Дизайн детства. Игрушки и материальная культура детства с 1700 года до наших дней — страница 39 из 64

. Поначалу Симмонс фотографировала пустые кукольные комнаты, и на фотографиях они выглядели как настоящие. По наблюдению художницы, «все это было для того, чтобы получить возможность управлять большим миром. Ведь фотография стремится к эффекту двусмысленности, и даже если эти предметы на самом деле маленькие, я пытаюсь убедить зрителя в том, что они большие и настоящие»[535]. Некоторые ее изображения действительно кажутся неестественно правдоподобными, как, например, работа «Раковина / Обои с плющом» 1976 года (ил. 9.2).

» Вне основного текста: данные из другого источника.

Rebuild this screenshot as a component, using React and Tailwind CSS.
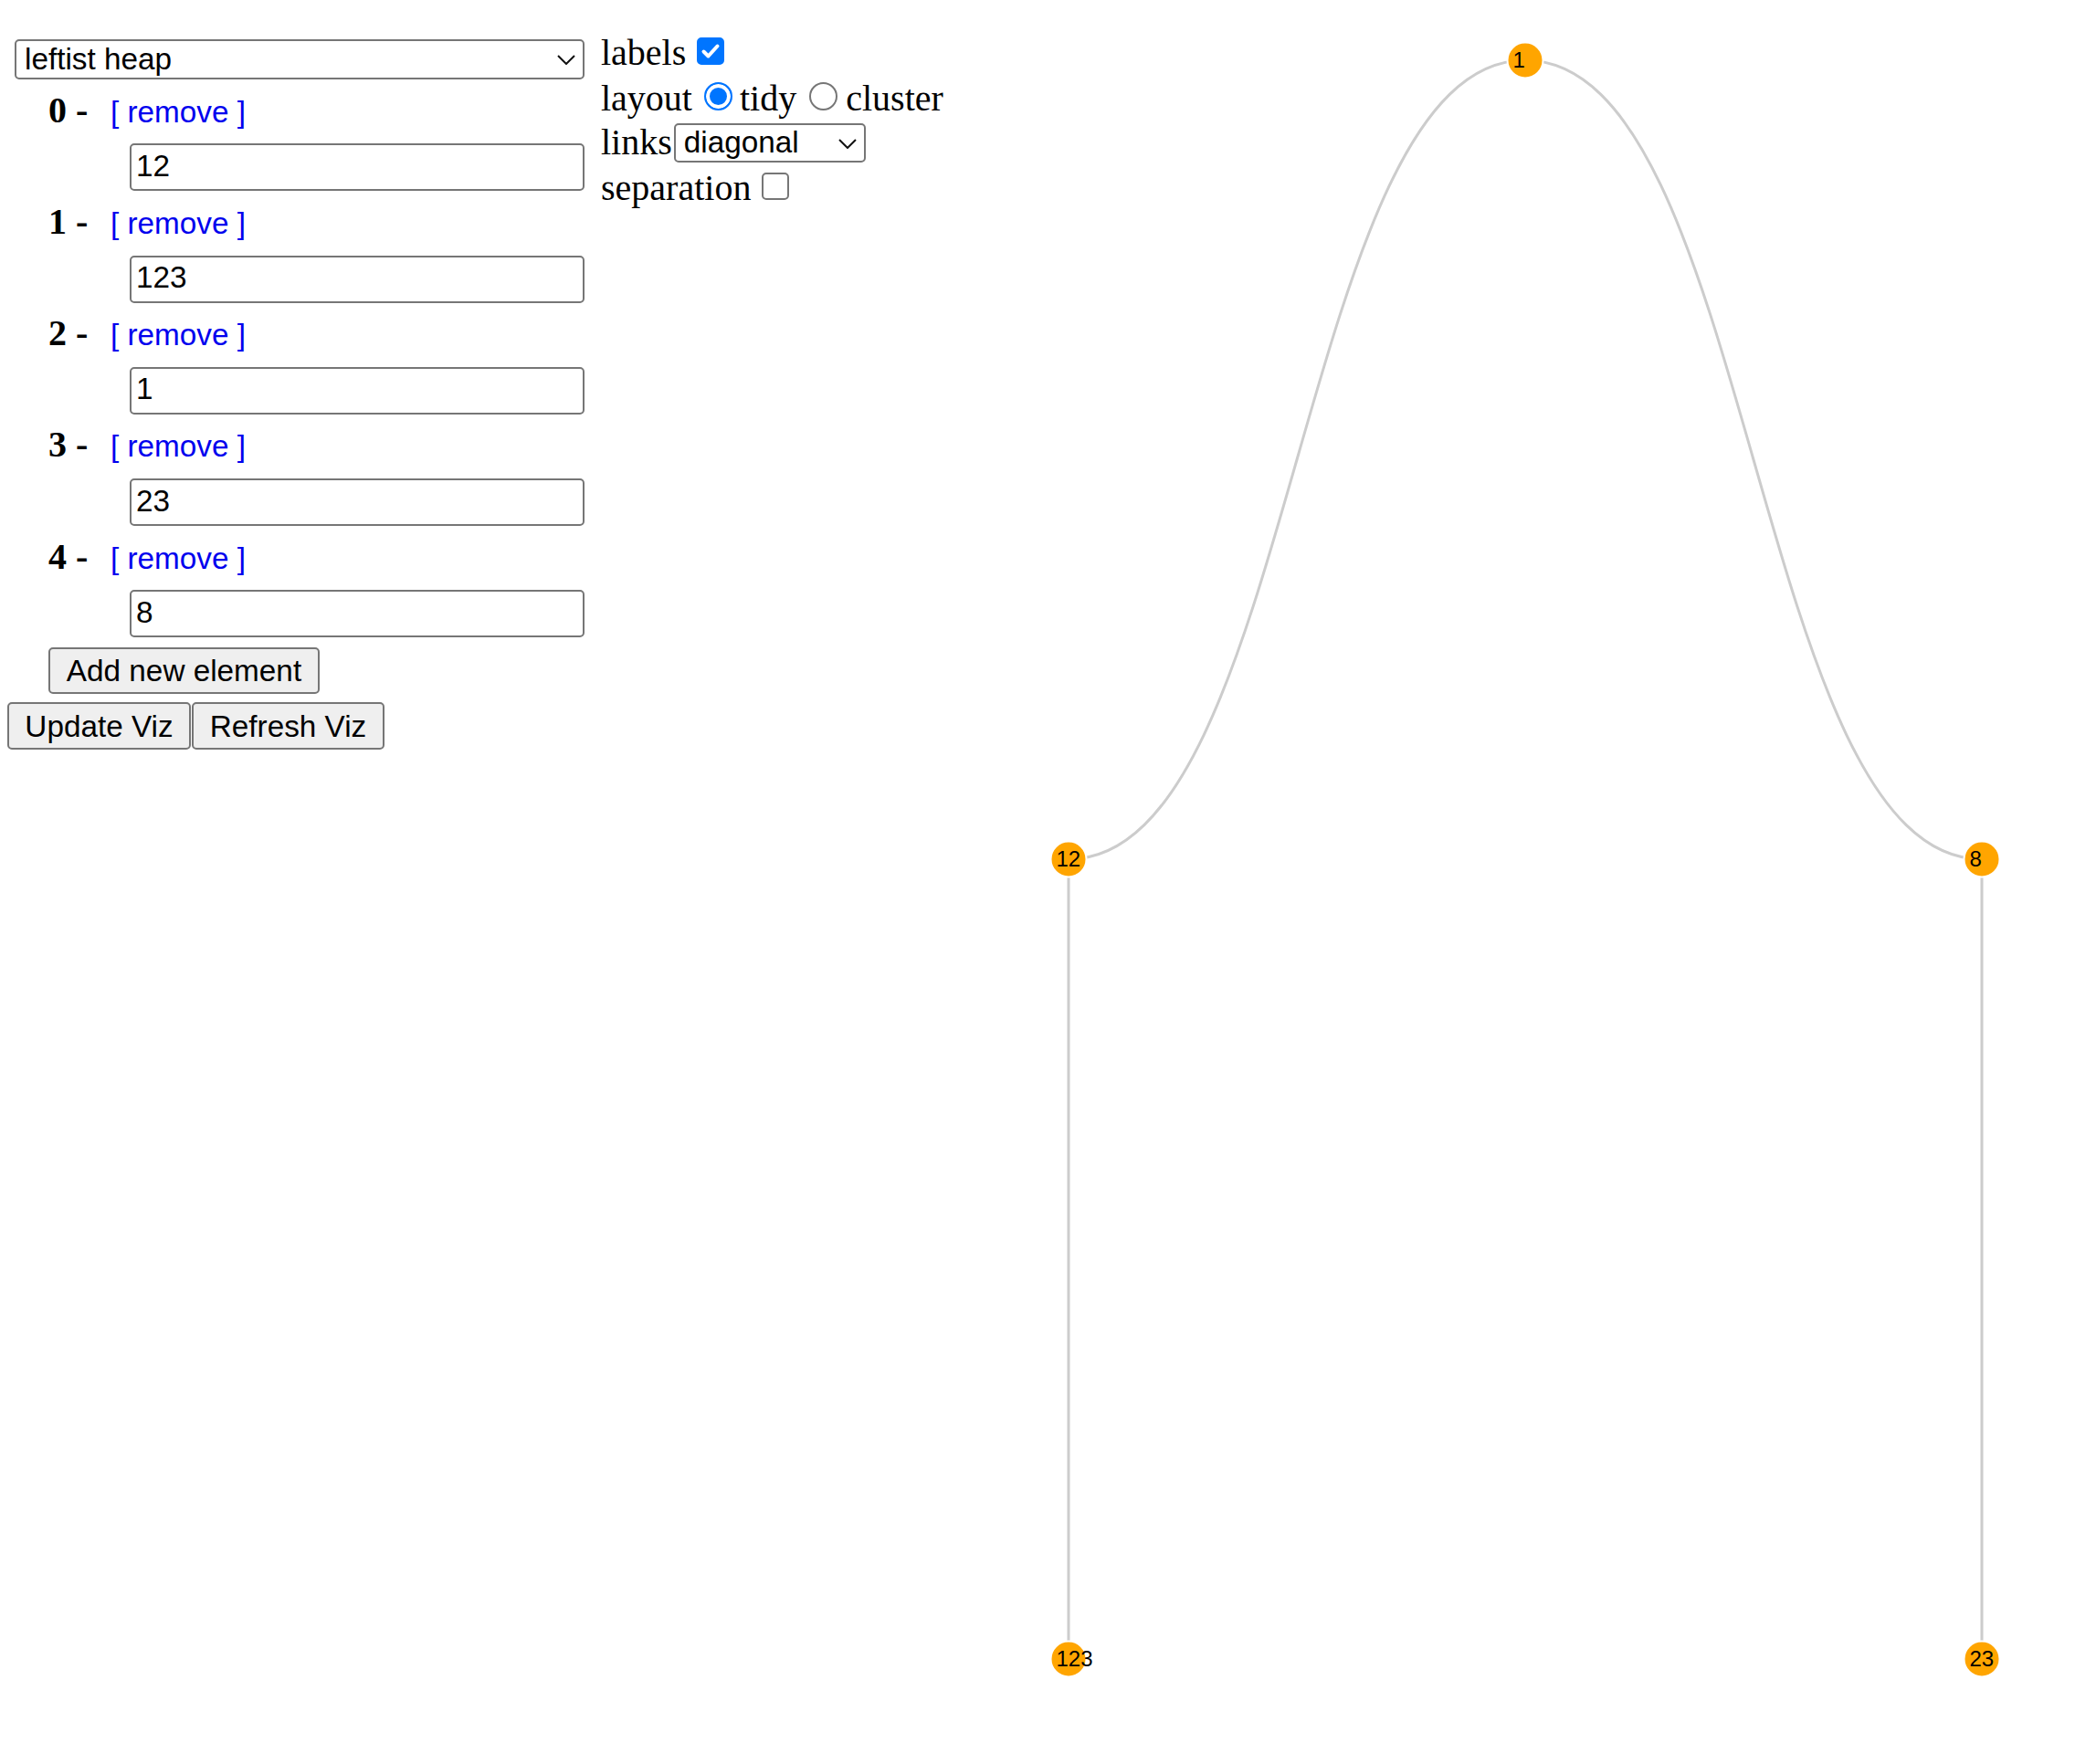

Но как только Симмонс помещает на фотографию куклу-домохозяйку, иллюзия реальности теряется безвозвратно, что придает обстановке на фото некоторую эмоциональность или даже надрыв[536]. На изображениях с кухней домохозяйка, похоже, в истерике. Она стоит на голове, лежит на полу, сидит на раковине и в целом не выглядит как человек, готовый к исполнению домашних обязанностей. На фотографиях с ванной выставлен совершенно драматический свет. Сцена с куклой, стоящей у ванны, напоминает серию фотографий Синди Шерман «Безымянные кадры из фильмов» (Untitled Film Stills) 1977–1980 годов. Кукла словно попала в кадр типичного нуара с таинственным сюжетом.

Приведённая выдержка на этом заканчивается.